Do you think Jonathan Schoop would be better served spending more time in the minors? If the Orioles acquire a second baseman before the trade deadline – by the way, do you think they will? – wouldn’t it make sense to let Schoop play regularly at Triple-A Norfolk since he’s struggling somewhat at the plate? – Sam S., Towson

Excellent question, and a good way to kick off this new feature. The Orioles have said all along that a young player has to be able to play the position defensively when they bring him up from the minor leagues; hitting is gravy.

Well, the 22-year-old Schoop has been pretty strong at second base, doing a much better job as the season goes on with the proper footwork in turning double plays. And he has a rocket arm, we’ve all seen that. I’d say he has been above-average at second base.

On the flip side, he also has looked overmatched at the plate a lot of times this year. There was a stretch two weeks ago when he really looked lost and then homered against the New York Yankees’ Masahiro Tanaka.

So he has his moments.

And frankly, that was the scouting report I heard on Schoop coming into this year: He has power, but he’s going to struggle to hit for average, at least initially, at the major league level.

So would he be better served hitting Triple-A pitching for the remainder of the season? Maybe, but I don’t see that happening because he does enough right now defensively to keep him in the majors.

Now, if they had another more proven alternative at second base, then I think Schoop could be sent down to play every day. But, barring that acquisition, the Orioles will stick with Schoop, paired with the occasional start at second base by Ryan Flaherty.

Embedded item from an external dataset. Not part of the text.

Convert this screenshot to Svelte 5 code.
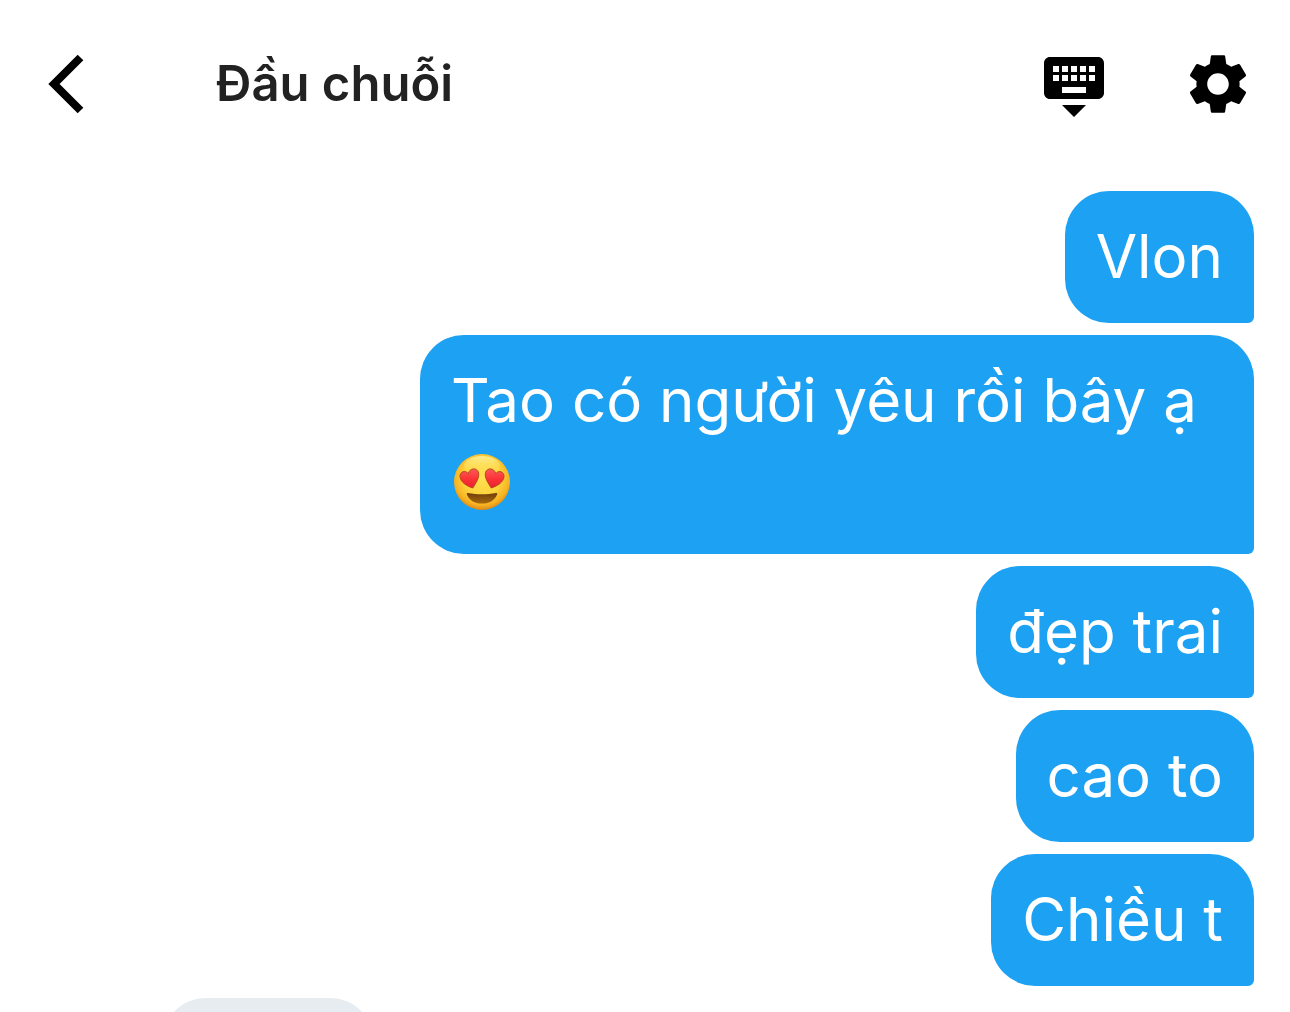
<script>
  const messages = [
    { text: 'Vlon' },
    { text: 'Tao có người yêu rồi bây ạ', emoji: true },
    { text: 'đẹp trai' },
    { text: 'cao to' },
    { text: 'Chiều t' }
  ];
</script>

<div class="chat">
  <header>
    <button class="icon" aria-label="Back">
      <svg viewBox="0 0 72 72"><path d="M44.500 9.500 18 36l26.500 26.500" fill="none" stroke="#000" stroke-width="8" /></svg>
    </button>
    <h1>Đầu chuỗi</h1>
    <div class="actions">
      <button class="icon" aria-label="Hide keyboard">
        <svg viewBox="0 0 24 24"><path d="M20 3H4c-1.1 0-2 .9-2 2v10c0 1.1.9 2 2 2h16c1.1 0 2-.9 2-2V5c0-1.1-.9-2-2-2zM11 6h2v2h-2V6zm0 3h2v2h-2V9zM8 6h2v2H8V6zm0 3h2v2H8V9zM7 11H5V9h2v2zm0-3H5V6h2v2zm9 7H8v-2h8v2zm0-4h-2V9h2v2zm0-3h-2V6h2v2zm3 3h-2V9h2v2zm0-3h-2V6h2v2zM12 23l4-4H8l4 4z" /></svg>
      </button>
      <button class="icon" aria-label="Settings">
        <svg viewBox="0 0 24 24"><path d="M19.14 12.94c.04-.3.06-.61.06-.94 0-.32-.02-.64-.07-.94l2.03-1.58c.18-.14.23-.41.12-.61l-1.92-3.32c-.12-.22-.37-.29-.59-.22l-2.39.96c-.5-.38-1.03-.7-1.62-.94l-.36-2.54c-.04-.24-.24-.41-.48-.41h-3.84c-.24 0-.43.17-.47.41l-.36 2.54c-.59.24-1.13.57-1.62.94l-2.39-.96c-.22-.08-.47 0-.59.22L2.74 8.87c-.12.21-.08.47.12.61l2.03 1.58c-.05.3-.09.63-.09.94s.02.64.07.94l-2.03 1.58c-.18.14-.23.41-.12.61l1.92 3.32c.12.22.37.29.59.22l2.39-.96c.5.38 1.03.7 1.62.94l.36 2.54c.05.24.24.41.48.41h3.84c.24 0 .44-.17.47-.41l.36-2.54c.59-.24 1.13-.56 1.62-.94l2.39.96c.22.08.47 0 .59-.22l1.92-3.32c.12-.22.07-.47-.12-.61l-2.01-1.58zM12 15.6c-1.98 0-3.6-1.62-3.6-3.6s1.62-3.6 3.6-3.6 3.6 1.62 3.6 3.6-1.62 3.6-3.6 3.6z" /></svg>
      </button>
    </div>
  </header>

  <main>
    {#each messages as message}
      <div class="bubble sent">
        {message.text}
        {#if message.emoji}
          <svg class="emoji" viewBox="0 0 56 56" role="img" aria-label="Smiling face with heart eyes">
            <defs>
              <radialGradient id="face" cx="50%" cy="42%" r="60%">
                <stop offset="0" stop-color="#ffe052" />
                <stop offset="0.55" stop-color="#fdd33c" />
                <stop offset="0.82" stop-color="#f7b322" />
                <stop offset="1" stop-color="#d97d12" />
              </radialGradient>
              <linearGradient id="shine" x1="0" y1="0" x2="0" y2="1">
                <stop offset="0" stop-color="#fff9b0" stop-opacity="0.7" />
                <stop offset="1" stop-color="#ffe052" stop-opacity="0" />
              </linearGradient>
              <linearGradient id="heart" x1="0" y1="0" x2="0" y2="1">
                <stop offset="0" stop-color="#ff5a58" />
                <stop offset="0.5" stop-color="#fb3438" />
                <stop offset="1" stop-color="#e9212d" />
              </linearGradient>
              <linearGradient id="mouth" x1="0" y1="0" x2="0" y2="1">
                <stop offset="0" stop-color="#713d0c" />
                <stop offset="1" stop-color="#a5690d" />
              </linearGradient>
            </defs>
            <circle cx="28" cy="28" r="28" fill="url(#face)" />
            <ellipse cx="28" cy="12" rx="18" ry="10" fill="url(#shine)" />
            <path d="M14 39c9 1.800 19 1.800 28 0 1-.2 1.500.4 1.100 1.400C41 46 35.500 49.500 28 49.500S15 46 12.900 40.400c-.4-1 .1-1.600 1.100-1.400z" fill="url(#mouth)" />
            <path d="M18.700 34C13 32 6.500 28.500 6 22.500c-.3-5 5.700-6.800 8.300-2.700 1-5.800 8.700-6.800 10.200-1.200 1.200 5-2.800 10.900-5.800 15.400z" fill="url(#heart)" stroke="#b9421c" stroke-width="1" />
            <path d="M37.300 34C43 32 49.500 28.500 50 22.500c.3-5-5.700-6.800-8.300-2.700-1-5.800-8.700-6.800-10.200-1.200-1.200 5 2.800 10.900 5.800 15.400z" fill="url(#heart)" stroke="#b9421c" stroke-width="1" />
          </svg>
        {/if}
      </div>
    {/each}
    <div class="bubble received"></div>
  </main>
</div>

<style>
  :global(body) {
    margin: 0;
    background: #fff;
  }

  .chat {
    height: 100vh;
    overflow: hidden;
    font-family: Inter, 'Liberation Sans', sans-serif;
  }

  header {
    display: flex;
    align-items: center;
    padding: 48px 36px;
  }

  .icon {
    display: block;
    padding: 0;
    border: 0;
    background: none;
    cursor: pointer;
  }

  .icon svg {
    display: block;
    width: 72px;
    height: 72px;
  }

  h1 {
    flex: 1;
    margin: 0 0 0 108px;
    color: #222;
    font-size: 49px;
    font-weight: 600;
    line-height: 72px;
  }

  .actions {
    display: flex;
    gap: 72px;
  }

  main {
    display: flex;
    flex-direction: column;
    align-items: flex-end;
    gap: 12px;
    padding: 23px 36px 36px;
  }

  .bubble {
    box-sizing: border-box;
    min-height: 132px;
    padding: 29px 31px 31px;
    border-radius: 44px 44px 6px 44px;
    font-size: 60px;
    line-height: 72px;
  }

  .sent {
    max-width: 834px;
    background: #1da1f2;
    color: #fff;
  }

  .received {
    align-self: flex-start;
    width: 212px;
    margin-left: 126px;
    border-radius: 44px 44px 44px 6px;
    background: #e6ecf0;
  }

  .emoji {
    width: 56px;
    height: 56px;
    margin: 18px 3px 13px;
    vertical-align: top;
  }
</style>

As for whether they will make a move at second base before the trade deadline, it is an obvious area for offensive improvement. But the Orioles put such an emphasis on defense, that any addition would have to be someone who can hit and field -- and second base isn’t a particularly deep spot.

Yes, the Philadelphia Phillies' Chase Utley could eventually be available. But he’s expensive (he has several vesting options that could take him through 2018), and he has a full no-trade clause. I don’t see a fit there.

It seems to me that the oblique injury is still bothering Chris Davis. Should the Orioles give him more time to heal on the disabled list? – Bill B.

It’s my sense that they’d have to really push him to go to the disabled list.

Davis admitted last month that he is still dealing with some discomfort in the left oblique, but that it’s not much different from the normal aches and pains that many of his teammates are dealing with in a long season. He believes he can play through it and that it’s not the reason for his prolonged slump -- he says he doesn’t feel it when he swings.

I think the Orioles are just hoping that he’ll get some rest over the All-Star break -- mentally and physically -- and that he’ll be in a better position to return to form in the second half.

Despite Matt Wieters being out for the season and Davis fighting to hit above the Mendoza Line, the Orioles are still competing for the American League East division title. How much will Wieters’ injury and Davis’ struggles affect each player’s payday when they hit free agency after next season? – Ed, Westminster

Well, that’s really hard to tell until we see what they do next season, in their walk years.

Yes, the struggles/injuries will limit what kind of raise they’ll get in arbitration this offseason, and that will affect the base salaries in 2015 heading into 2016. But, as we’ve seen with plenty of players, it’s what have you done for me lately.

And if Wieters and Davis have great years in 2015, their free-agent deals will reflect that, for sure.

Why isn’t Nelson Cruz receiving more attention on a national level as a possible AL Most Valuable Player candidate? Other than the Toronto Blue Jays’ Edwin Encarnacion, he has to be my pick at the halfway point. – Steve S., Atlanta

As you know, Baltimore is not a major media market, and Cruz isn’t on national television every other week. That probably hurts a little.

Plus, the fact Cruz was suspended for 50 games last year as part of the Biogenesis scandal doesn’t, I suppose, make anyone really want to rally immediately for his candidacy.

But my guess is if Cruz keeps up this pace, and the Orioles remain serious playoff contenders through September, you’ll hear more about Cruz as the MVP.

I mean, it’s still a little early for that talk anyway.

If you had to predict the Orioles’ final record, what would it be? – Pete, Timonium

I said 91-71 at the beginning of the season, and I’m not going to change that any -- though they are on pace for about 89 wins.

I do think they can play better than they have so far, so there’s my explanation for the slightest surge in pace.

I will tweak my original prediction in one way. I had the Orioles finishing third and making the final wild card spot with 91 wins. Now I think 91 wins probably is enough to win this surprisingly mediocre division.

And it’s possible that the AL East only gets one playoff team this year -- hard to believe given the talent in this division on paper.